What you should do: Do not include the pictures; repeat the rest of the data exactly.

begin

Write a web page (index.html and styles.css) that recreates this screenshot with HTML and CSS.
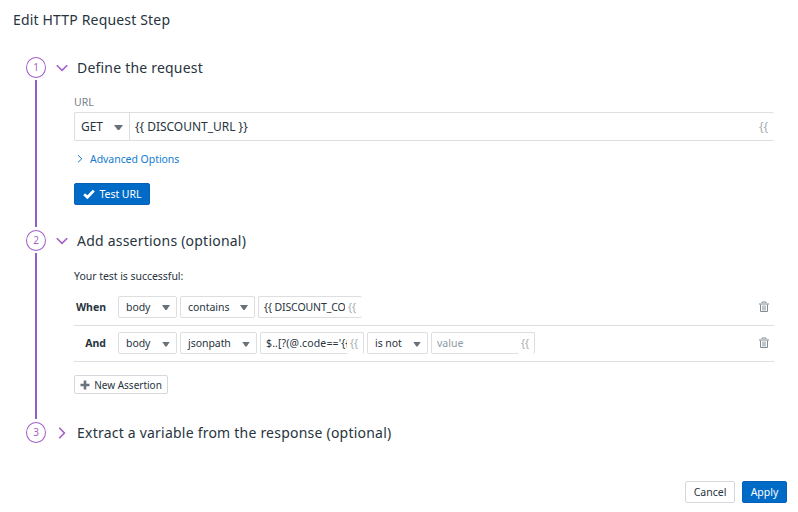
FILE: index.html
```html
<!DOCTYPE html>
<html lang="en">
<head>
<meta charset="utf-8">
<title>Edit HTTP Request Step</title>
<link rel="stylesheet" href="styles.css">
</head>
<body>
<main class="dialog">
  <h1 class="title">Edit HTTP Request Step</h1>

  <section class="step step-define">
    <div class="rail"><span class="num">1</span><span class="line"></span></div>
    <div class="content">
      <header class="head"><svg class="chev" viewBox="0 0 12 12"><path d="M.8 3.2 6 8.4l5.2-5.2"/></svg><h2>Define the request</h2></header>
      <div class="body">
        <label class="label">URL</label>
        <div class="url">
          <div class="method"><span>GET</span><i class="caret"></i></div>
          <span class="url-value">{{ DISCOUNT_URL }}</span>
          <span class="braces">{{</span>
        </div>
        <a class="advanced"><svg viewBox="0 0 8 10"><path d="m2 1.3 3.8 3.5L2 8.3"/></svg><span>Advanced Options</span></a>
        <button class="btn primary test"><svg viewBox="0 0 12 10"><path d="m1.2 5.3 3.2 3L10.8 1.6"/></svg><span>Test URL</span></button>
      </div>
    </div>
  </section>

  <section class="step step-assert">
    <div class="rail"><span class="num">2</span><span class="line"></span></div>
    <div class="content">
      <header class="head"><svg class="chev" viewBox="0 0 12 12"><path d="M.8 3.2 6 8.4l5.2-5.2"/></svg><h2 class="wide">Add assertions (optional)</h2></header>
      <div class="body">
        <p class="note">Your test is successful:</p>
        <div class="rule">
          <b>When</b>
          <div class="select w-body"><span>body</span><i class="caret"></i></div>
          <div class="select w-contains"><span>contains</span><i class="caret"></i></div>
          <div class="field open"><span class="value tight">{{ DISCOUNT_CO</span><span class="braces">{{</span></div>
          <svg class="trash" viewBox="0 0 10 12"><path d="M0 3h10M3 2V1h4v1M1.5 3.5v7h7v-7M4 4.5v5M6 4.5v5"/></svg>
        </div>
        <div class="rule">
          <b>And</b>
          <div class="select w-body"><span>body</span><i class="caret"></i></div>
          <div class="select w-json"><span>jsonpath</span><i class="caret"></i></div>
          <div class="field notch"><span class="value loose">$..[?(@.code=='{{</span><span class="braces">{{</span></div>
          <div class="select w-is"><span>is not</span><i class="caret"></i></div>
          <div class="field notch"><span class="value placeholder">value</span><span class="braces">{{</span></div>
          <svg class="trash" viewBox="0 0 10 12"><path d="M0 3h10M3 2V1h4v1M1.5 3.5v7h7v-7M4 4.5v5M6 4.5v5"/></svg>
        </div>
        <button class="btn add"><svg viewBox="0 0 10 10"><path d="M5 .5v9M.5 5h9"/></svg><span>New Assertion</span></button>
      </div>
    </div>
  </section>

  <section class="step">
    <div class="rail"><span class="num">3</span></div>
    <div class="content">
      <header class="head"><svg class="chev" viewBox="0 0 12 12"><path d="M3.2.8 8.4 6l-5.2 5.2"/></svg><h2 class="wide">Extract a variable from the response (optional)</h2></header>
    </div>
  </section>

  <footer class="footer">
    <button class="btn cancel">Cancel</button>
    <button class="btn primary apply">Apply</button>
  </footer>
</main>
</body>
</html>
```
FILE: styles.css
```css
* { box-sizing: border-box; }
body { margin: 0; background: #fff; color: #28343e; font: 10.5px/14px "Noto Sans", sans-serif; }
h1, h2, p { margin: 0; font-weight: 400; }
svg { flex: none; fill: none; stroke: currentColor; }
.dialog { display: flex; flex-direction: column; width: 798px; height: 512px; overflow: hidden; }
.title { height: 57px; padding: 10px 0 0 13px; font-size: 14px; line-height: 20px; letter-spacing: .17px; }

.step { display: flex; padding-left: 26px; }
.step-define { height: 173px; }
.step-assert { height: 192px; }
.rail { display: flex; flex-direction: column; align-items: center; width: 20px; color: #a35fc8; }
.num { width: 20px; height: 21px; border: 1px solid #a35fc8; border-radius: 50%; font-size: 10px; line-height: 19px; text-align: center; }
.line { flex: 1; width: 2px; margin: 2px 0 3px; background: #9060c0; }
.content { width: 728px; padding-left: 9.5px; }
.head { display: flex; align-items: center; height: 21px; }
.head h2 { margin-left: 9.5px; font-size: 14px; line-height: 20px; letter-spacing: .2px; white-space: nowrap; }
.head .wide { letter-spacing: .22px; }
.chev { width: 12px; height: 12px; color: #a35fc8; stroke-width: 1.6; }
.body { display: flex; flex-direction: column; align-items: flex-start; padding-left: 18.5px; }

.label { margin-top: 17px; height: 17px; color: #76818a; }
.url { display: flex; align-items: center; width: 700px; height: 29px; border: 1px solid #dcdee0; border-right: 0; border-radius: 2px; font-size: 12px; letter-spacing: -.02px; }
.method { display: flex; align-items: center; justify-content: space-between; width: 55px; height: 27px; padding: 0 6px; border-right: 1px solid #dcdee0; }
.url-value { flex: 1; padding-left: 5px; }
.url .braces { margin-right: 6px; }
.braces { color: #a5acb1; }
.caret { width: 9px; height: 5px; margin-top: 2px; background: #66717a; clip-path: polygon(0 0, 100% 0, 58% 100%, 42% 100%); }
.advanced { display: flex; align-items: center; height: 14px; margin-top: 11px; padding-left: 2px; color: #147bd1; letter-spacing: -.05px; }
.advanced svg { width: 8px; height: 10px; margin-right: 6px; }

.btn { display: flex; align-items: center; justify-content: center; padding: 0; border: 1px solid #d5d8dc; border-radius: 2px; background: #fff; color: inherit; font: inherit; white-space: nowrap; }
.primary { border-color: #0560ba; background: #006bc6; color: #fff; }
.test { width: 76px; height: 22px; margin-top: 17px; gap: 5px; letter-spacing: -.05px; }
.test svg { width: 12px; height: 10px; stroke-width: 2.8; }

.note { margin-top: 18px; height: 20px; letter-spacing: -.04px; }
.rule { display: flex; align-items: center; gap: 3px; width: 700px; height: 36px; padding-bottom: 1px; border-bottom: 1px solid #dcdee0; }
.note + .rule { height: 37px; }
.rule b { width: 32px; margin-right: 9px; text-align: right; }
.select { display: flex; align-items: center; justify-content: space-between; height: 22px; padding: 0 6px 0 7px; border: 1px solid #dcdee0; border-radius: 2px; letter-spacing: -.05px; }
.select .caret { width: 8px; }
.w-body { width: 59px; }
.w-contains { width: 75px; }
.w-json { width: 77px; }
.w-is { width: 61px; }
.field { display: flex; align-items: center; width: 104px; height: 22px; padding-left: 5px; border: 1px solid #dcdee0; border-radius: 2px; }
.open { border-right: 0; }
.notch { padding-bottom: 1px; border-bottom: 0; background: linear-gradient(#dcdee0, #dcdee0) 0 100% / 86px 1px no-repeat; }
.value { width: 81px; margin-right: 3px; overflow: hidden; white-space: nowrap; }
.tight { letter-spacing: -.1px; }
.loose { letter-spacing: .13px; }
.placeholder { color: #929ba2; }
.trash { width: 10px; height: 12px; margin-left: auto; margin-right: 5px; color: #7f8a92; }
.add { width: 94px; height: 19px; margin-top: 13px; gap: 4px; font-size: 10px; }
.add svg { width: 10px; height: 10px; color: #68737b; stroke-width: 2.6; }

.footer { display: flex; justify-content: flex-end; gap: 7px; margin-top: auto; padding: 0 11px 9px 0; }
.cancel { width: 50px; height: 22px; }
.apply { width: 45px; height: 22px; }
```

end

Solution to this exercise:
Write a web page (index.html and styles.css) that recreates this screenshot with HTML and CSS.
FILE: index.html
```html
<!DOCTYPE html>
<html lang="en">
<head>
<meta charset="utf-8">
<title>Edit HTTP Request Step</title>
<link rel="stylesheet" href="styles.css">
</head>
<body>
<main class="dialog">
  <h1 class="title">Edit HTTP Request Step</h1>

  <section class="step step-define">
    <div class="rail"><span class="num">1</span><span class="line"></span></div>
    <div class="content">
      <header class="head"><svg class="chev" viewBox="0 0 12 12"><path d="M.8 3.2 6 8.4l5.2-5.2"/></svg><h2>Define the request</h2></header>
      <div class="body">
        <label class="label">URL</label>
        <div class="url">
          <div class="method"><span>GET</span><i class="caret"></i></div>
          <span class="url-value">{{ DISCOUNT_URL }}</span>
          <span class="braces">{{</span>
        </div>
        <a class="advanced"><svg viewBox="0 0 8 10"><path d="m2 1.3 3.8 3.5L2 8.3"/></svg><span>Advanced Options</span></a>
        <button class="btn primary test"><svg viewBox="0 0 12 10"><path d="m1.2 5.3 3.2 3L10.8 1.6"/></svg><span>Test URL</span></button>
      </div>
    </div>
  </section>

  <section class="step step-assert">
    <div class="rail"><span class="num">2</span><span class="line"></span></div>
    <div class="content">
      <header class="head"><svg class="chev" viewBox="0 0 12 12"><path d="M.8 3.2 6 8.4l5.2-5.2"/></svg><h2 class="wide">Add assertions (optional)</h2></header>
      <div class="body">
        <p class="note">Your test is successful:</p>
        <div class="rule">
          <b>When</b>
          <div class="select w-body"><span>body</span><i class="caret"></i></div>
          <div class="select w-contains"><span>contains</span><i class="caret"></i></div>
          <div class="field open"><span class="value tight">{{ DISCOUNT_CO</span><span class="braces">{{</span></div>
          <svg class="trash" viewBox="0 0 10 12"><path d="M0 3h10M3 2V1h4v1M1.5 3.5v7h7v-7M4 4.5v5M6 4.5v5"/></svg>
        </div>
        <div class="rule">
          <b>And</b>
          <div class="select w-body"><span>body</span><i class="caret"></i></div>
          <div class="select w-json"><span>jsonpath</span><i class="caret"></i></div>
          <div class="field notch"><span class="value loose">$..[?(@.code=='{{</span><span class="braces">{{</span></div>
          <div class="select w-is"><span>is not</span><i class="caret"></i></div>
          <div class="field notch"><span class="value placeholder">value</span><span class="braces">{{</span></div>
          <svg class="trash" viewBox="0 0 10 12"><path d="M0 3h10M3 2V1h4v1M1.5 3.5v7h7v-7M4 4.5v5M6 4.5v5"/></svg>
        </div>
        <button class="btn add"><svg viewBox="0 0 10 10"><path d="M5 .5v9M.5 5h9"/></svg><span>New Assertion</span></button>
      </div>
    </div>
  </section>

  <section class="step">
    <div class="rail"><span class="num">3</span></div>
    <div class="content">
      <header class="head"><svg class="chev" viewBox="0 0 12 12"><path d="M3.2.8 8.4 6l-5.2 5.2"/></svg><h2 class="wide">Extract a variable from the response (optional)</h2></header>
    </div>
  </section>

  <footer class="footer">
    <button class="btn cancel">Cancel</button>
    <button class="btn primary apply">Apply</button>
  </footer>
</main>
</body>
</html>
```
FILE: styles.css
```css
* { box-sizing: border-box; }
body { margin: 0; background: #fff; color: #28343e; font: 10.5px/14px "Noto Sans", sans-serif; }
h1, h2, p { margin: 0; font-weight: 400; }
svg { flex: none; fill: none; stroke: currentColor; }
.dialog { display: flex; flex-direction: column; width: 798px; height: 512px; overflow: hidden; }
.title { height: 57px; padding: 10px 0 0 13px; font-size: 14px; line-height: 20px; letter-spacing: .17px; }

.step { display: flex; padding-left: 26px; }
.step-define { height: 173px; }
.step-assert { height: 192px; }
.rail { display: flex; flex-direction: column; align-items: center; width: 20px; color: #a35fc8; }
.num { width: 20px; height: 21px; border: 1px solid #a35fc8; border-radius: 50%; font-size: 10px; line-height: 19px; text-align: center; }
.line { flex: 1; width: 2px; margin: 2px 0 3px; background: #9060c0; }
.content { width: 728px; padding-left: 9.5px; }
.head { display: flex; align-items: center; height: 21px; }
.head h2 { margin-left: 9.5px; font-size: 14px; line-height: 20px; letter-spacing: .2px; white-space: nowrap; }
.head .wide { letter-spacing: .22px; }
.chev { width: 12px; height: 12px; color: #a35fc8; stroke-width: 1.6; }
.body { display: flex; flex-direction: column; align-items: flex-start; padding-left: 18.5px; }

.label { margin-top: 17px; height: 17px; color: #76818a; }
.url { display: flex; align-items: center; width: 700px; height: 29px; border: 1px solid #dcdee0; border-right: 0; border-radius: 2px; font-size: 12px; letter-spacing: -.02px; }
.method { display: flex; align-items: center; justify-content: space-between; width: 55px; height: 27px; padding: 0 6px; border-right: 1px solid #dcdee0; }
.url-value { flex: 1; padding-left: 5px; }
.url .braces { margin-right: 6px; }
.braces { color: #a5acb1; }
.caret { width: 9px; height: 5px; margin-top: 2px; background: #66717a; clip-path: polygon(0 0, 100% 0, 58% 100%, 42% 100%); }
.advanced { display: flex; align-items: center; height: 14px; margin-top: 11px; padding-left: 2px; color: #147bd1; letter-spacing: -.05px; }
.advanced svg { width: 8px; height: 10px; margin-right: 6px; }

.btn { display: flex; align-items: center; justify-content: center; padding: 0; border: 1px solid #d5d8dc; border-radius: 2px; background: #fff; color: inherit; font: inherit; white-space: nowrap; }
.primary { border-color: #0560ba; background: #006bc6; color: #fff; }
.test { width: 76px; height: 22px; margin-top: 17px; gap: 5px; letter-spacing: -.05px; }
.test svg { width: 12px; height: 10px; stroke-width: 2.8; }

.note { margin-top: 18px; height: 20px; letter-spacing: -.04px; }
.rule { display: flex; align-items: center; gap: 3px; width: 700px; height: 36px; padding-bottom: 1px; border-bottom: 1px solid #dcdee0; }
.note + .rule { height: 37px; }
.rule b { width: 32px; margin-right: 9px; text-align: right; }
.select { display: flex; align-items: center; justify-content: space-between; height: 22px; padding: 0 6px 0 7px; border: 1px solid #dcdee0; border-radius: 2px; letter-spacing: -.05px; }
.select .caret { width: 8px; }
.w-body { width: 59px; }
.w-contains { width: 75px; }
.w-json { width: 77px; }
.w-is { width: 61px; }
.field { display: flex; align-items: center; width: 104px; height: 22px; padding-left: 5px; border: 1px solid #dcdee0; border-radius: 2px; }
.open { border-right: 0; }
.notch { padding-bottom: 1px; border-bottom: 0; background: linear-gradient(#dcdee0, #dcdee0) 0 100% / 86px 1px no-repeat; }
.value { width: 81px; margin-right: 3px; overflow: hidden; white-space: nowrap; }
.tight { letter-spacing: -.1px; }
.loose { letter-spacing: .13px; }
.placeholder { color: #929ba2; }
.trash { width: 10px; height: 12px; margin-left: auto; margin-right: 5px; color: #7f8a92; }
.add { width: 94px; height: 19px; margin-top: 13px; gap: 4px; font-size: 10px; }
.add svg { width: 10px; height: 10px; color: #68737b; stroke-width: 2.6; }

.footer { display: flex; justify-content: flex-end; gap: 7px; margin-top: auto; padding: 0 11px 9px 0; }
.cancel { width: 50px; height: 22px; }
.apply { width: 45px; height: 22px; }
```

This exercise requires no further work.